There is a disconcerting irony in public schools’ practice of punishing unruly students by prohibiting them from coming to school for several days, both because the penalty quickly becomes a vacation for some students and because denying students some part of their education blocks the best escape route for students caught in troubled environments.

Many Minnesota schools are using a penalty once reserved for the most disruptive offenders as an excuse to dodge their responsibility to educate all the state’s children, even those who are hardly Wally or “the Beaver” and whose home lives are worlds removed from Sheriff Andy’s Mayberry.

Pennsylvania State University’s Brian Bumbarger sums up the issue succinctly. “We can kick the two bad apples out and focus on the 28 that are left, but those two we kick out today, they’re not going away,” he told the St. Paul Pioneer Press. “They’re the people we’ll (complain) about later draining our property taxes or sucking up public resources.”

Some Minnesota schools give up before some children finish kindergarten. State data shows nearly 1,800 kindergartners, first- and second-graders were suspended during the 2000-01 academic year. Published reports indicate these children were typically suspended for fighting, vandalism and sexual infractions, leading one to wonder how serious a fight or act of vandalism caused by someone barely strong enough to hit a tee ball could have been.
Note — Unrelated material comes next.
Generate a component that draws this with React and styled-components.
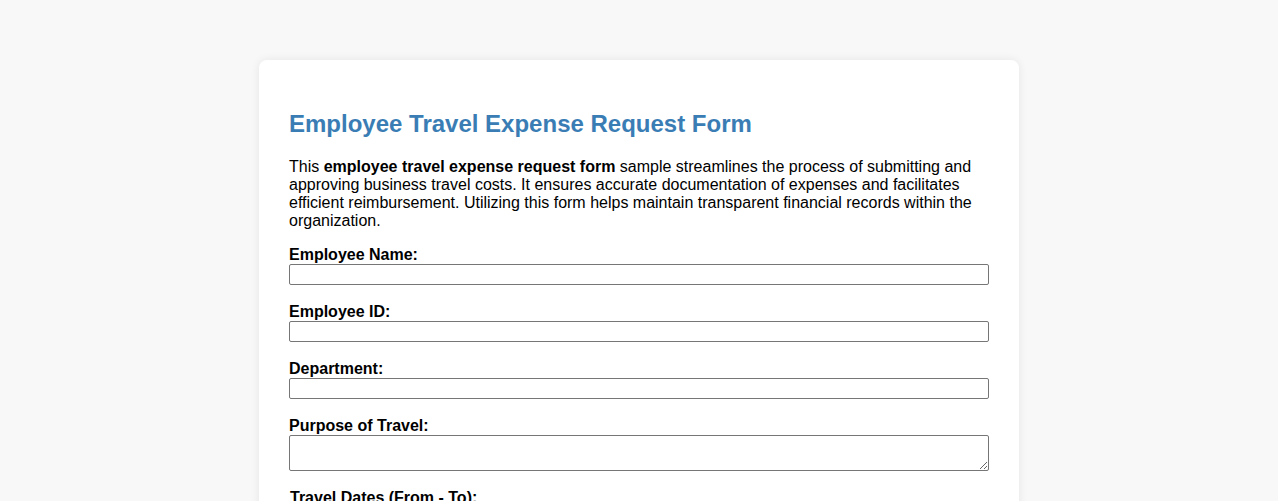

Even in an extreme case, such as the March 2001 incident in which a 5-year-old St. Paul student unwittingly brought to school the purse her grandfather used to store his pistol, suspension is inappropriate – although that kindergartner was suspended. Barring such students from school not only ignores the problems lurking at home but also punishes students for the very upbringing from which education could help them escape.
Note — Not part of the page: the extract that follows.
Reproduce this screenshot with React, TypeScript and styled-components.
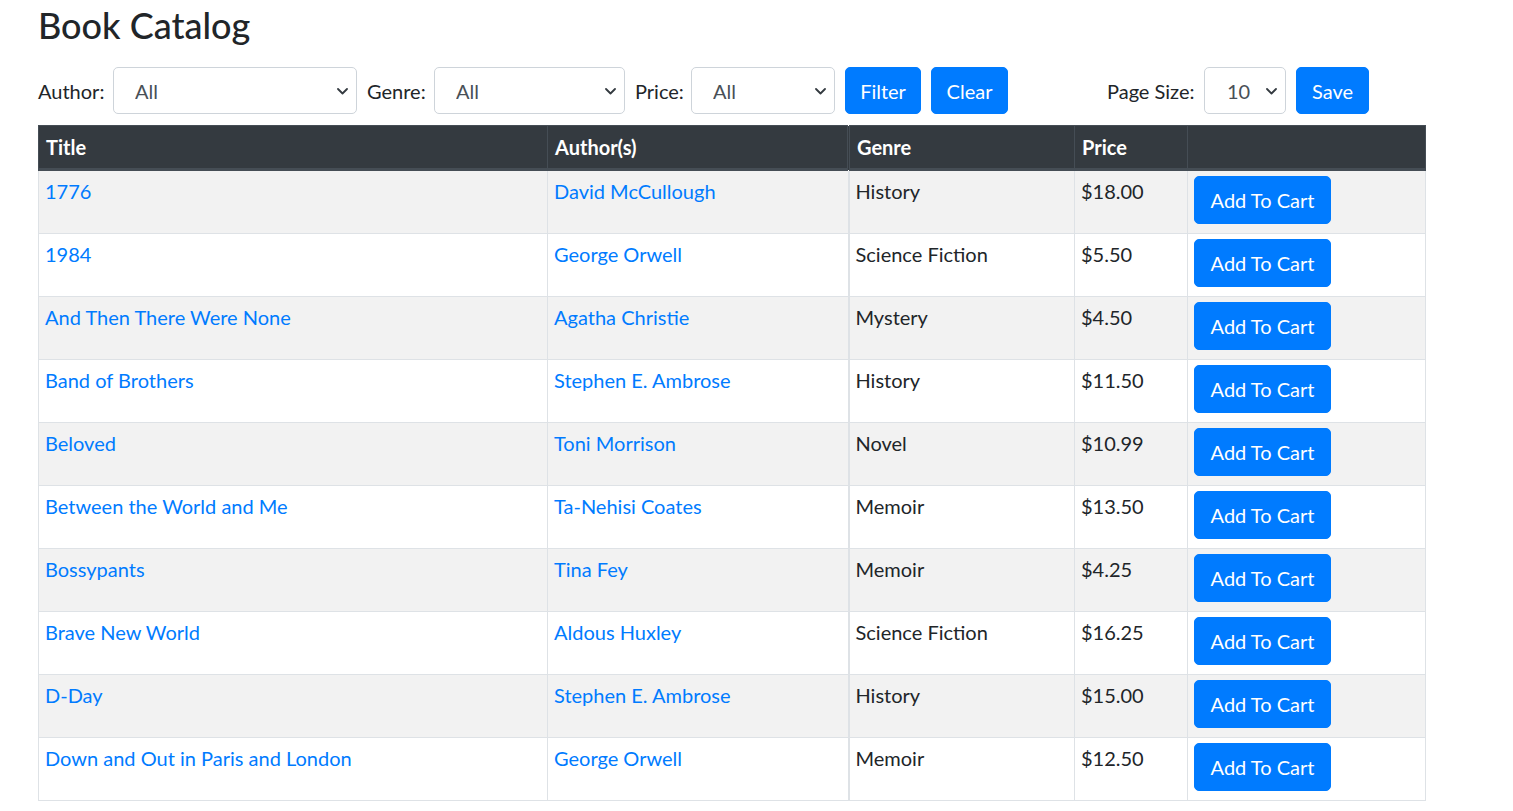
import React from "react";
import styled, { createGlobalStyle } from "styled-components";

const GlobalStyle = createGlobalStyle`
  html, body { margin: 0; padding: 0; background: #fff; }
  body {
    font-family: Lato, "Liberation Sans", sans-serif;
    font-size: 20px;
    line-height: 1.5;
    color: #212529;
  }
  * { box-sizing: border-box; }
`;

const Page = styled.div`
  padding: 4px 0 0 38px;
`;

const Title = styled.h1`
  margin: 0 0 20px;
  font-size: 36px;
  font-weight: 500;
  line-height: 1.2;
  color: #212529;
`;

const Toolbar = styled.form`
  display: flex;
  align-items: center;
  gap: 10px;
  height: 47px;
  margin-bottom: 11px;
`;

const Label = styled.label<{ $w: number; $push?: number }>`
  flex: none;
  width: ${(p) => p.$w}px;
  margin-left: ${(p) => p.$push ?? 0}px;
  white-space: nowrap;
  line-height: 30px;
`;

const SelectWrap = styled.div<{ $w: number }>`
  position: relative;
  flex: none;
  width: ${(p) => p.$w}px;
  height: 47px;
`;

const Select = styled.select<{ $pad?: number }>`
  appearance: none;
  -webkit-appearance: none;
  width: 100%;
  height: 100%;
  border: 1px solid #ced4da;
  border-radius: 5px;
  background: #fff;
  color: #495057;
  font: inherit;
  padding: 0 30px 0 ${(p) => p.$pad ?? 21}px;
  outline: none;
`;

const Chevron = styled.svg`
  position: absolute;
  right: 9px;
  top: 50%;
  width: 11px;
  height: 7px;
  margin-top: -3px;
  pointer-events: none;
`;

const Button = styled.button<{ $w?: number }>`
  display: block;
  flex: none;
  width: ${(p) => (p.$w ? `${p.$w}px` : "auto")};
  height: 47px;
  padding: 0 14px;
  border: 1px solid #007bff;
  border-radius: 5px;
  background: #007bff;
  color: #fff;
  font: inherit;
  line-height: 30px;
  white-space: nowrap;
  text-align: center;
  cursor: pointer;
`;

const CartButton = styled(Button)`
  height: 48px;
`;

const Table = styled.table`
  width: 1387px;
  border-collapse: collapse;
  table-layout: fixed;
`;

const HeadCell = styled.th<{ $w: number; $split?: boolean }>`
  width: ${(p) => p.$w}px;
  background: #343a40;
  color: #fff;
  font-weight: 700;
  text-align: left;
  line-height: 30px;
  padding: 6px 7px;
  border: 1px solid #454d55;
  border-bottom: 3px solid #454d55;
  border-left-width: ${(p) => (p.$split ? 3 : 1)}px;
  border-left-style: ${(p) => (p.$split ? "double" : "solid")};
  vertical-align: bottom;
`;

const Row = styled.tr<{ $striped: boolean }>`
  background: ${(p) => (p.$striped ? "#f2f2f2" : "#fff")};
`;

const Cell = styled.td<{ $split?: boolean }>`
  height: 63px;
  padding: 5px 7px 9px 6px;
  line-height: 30px;
  vertical-align: top;
  border: 1px solid #dee2e6;
  border-left-width: ${(p) => (p.$split ? 2 : 1)}px;
  white-space: nowrap;
  overflow: hidden;
`;

const Link = styled.a`
  color: #007bff;
  text-decoration: none;
`;

type Book = { title: string; author: string; genre: string; price: string };

const books: Book[] = [
  { title: "1776", author: "David McCullough", genre: "History", price: "$18.00" },
  { title: "1984", author: "George Orwell", genre: "Science Fiction", price: "$5.50" },
  { title: "And Then There Were None", author: "Agatha Christie", genre: "Mystery", price: "$4.50" },
  { title: "Band of Brothers", author: "Stephen E. Ambrose", genre: "History", price: "$11.50" },
  { title: "Beloved", author: "Toni Morrison", genre: "Novel", price: "$10.99" },
  { title: "Between the World and Me", author: "Ta-Nehisi Coates", genre: "Memoir", price: "$13.50" },
  { title: "Bossypants", author: "Tina Fey", genre: "Memoir", price: "$4.25" },
  { title: "Brave New World", author: "Aldous Huxley", genre: "Science Fiction", price: "$16.25" },
  { title: "D-Day", author: "Stephen E. Ambrose", genre: "History", price: "$15.00" },
  { title: "Down and Out in Paris and London", author: "George Orwell", genre: "Memoir", price: "$12.50" },
];

const ChevronIcon = () => (
  <Chevron viewBox="0 0 11 7" fill="none">
    <path d="M1 1l4.5 4.5L10 1" stroke="#343a40" strokeWidth="1.8" strokeLinecap="round" strokeLinejoin="round" />
  </Chevron>
);

const Dropdown = ({ width, value, pad }: { width: number; value: string; pad?: number }) => (
  <SelectWrap $w={width}>
    <Select $pad={pad} defaultValue={value}>
      <option>{value}</option>
    </Select>
    <ChevronIcon />
  </SelectWrap>
);

export default function App() {
  return (
    <Page>
      <GlobalStyle />
      <Title>Book Catalog</Title>
      <Toolbar onSubmit={(e) => e.preventDefault()}>
        <Label $w={65}>Author:</Label>
        <Dropdown width={244} value="All" />
        <Label $w={57}>Genre:</Label>
        <Dropdown width={191} value="All" />
        <Label $w={46}>Price:</Label>
        <Dropdown width={144} value="All" />
        <Button type="button" $w={76}>Filter</Button>
        <Button type="button" $w={77}>Clear</Button>
        <Label $w={87} $push={89}>Page Size:</Label>
        <Dropdown width={82} value="10" pad={22} />
        <Button type="button" $w={73}>Save</Button>
      </Toolbar>
      <Table>
        <thead>
          <tr>
            <HeadCell $w={509}>Title</HeadCell>
            <HeadCell $w={301}>Author(s)</HeadCell>
            <HeadCell $w={226} $split>Genre</HeadCell>
            <HeadCell $w={113}>Price</HeadCell>
            <HeadCell $w={238}></HeadCell>
          </tr>
        </thead>
        <tbody>
          {books.map((b, i) => (
            <Row key={b.title} $striped={i % 2 === 0}>
              <Cell><Link href="#">{b.title}</Link></Cell>
              <Cell><Link href="#">{b.author}</Link></Cell>
              <Cell $split>{b.genre}</Cell>
              <Cell>{b.price}</Cell>
              <Cell><CartButton type="button" $w={137}>Add To Cart</CartButton></Cell>
            </Row>
          ))}
        </tbody>
      </Table>
    </Page>
  );
}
A similar truth applies to the disproportionately high numbers of minority students suspended. Race, unfortunately, is often a proxy for unstable or dangerous home and neighborhood environments, and school administrations that punish students by abandoning them to such circumstances have let their desire for safe, productive classrooms blind them to the full scope of their responsibilities as educators.

Schools cannot be social workers or the police, but they can be the candles in troubled students’ caves that motivate them to seek something better. Districts that attempt alternative schools or programs that combine intensive academic supervision with restorative justice for a student’s offenses deserve support.

Such programs are not easy. They require money, skilled staff, separate facilities, the dedication to continue helping students willing to be helped despite the failures of the few who are not, and the political will to stand firm against short-sighted taxpayers who believe the “bad kids” deserve what comes. But if this state is truly dedicated to its children and its schools, such programs are the best way to chisel into the complex iceberg of which school suspensions are only the most visible tip.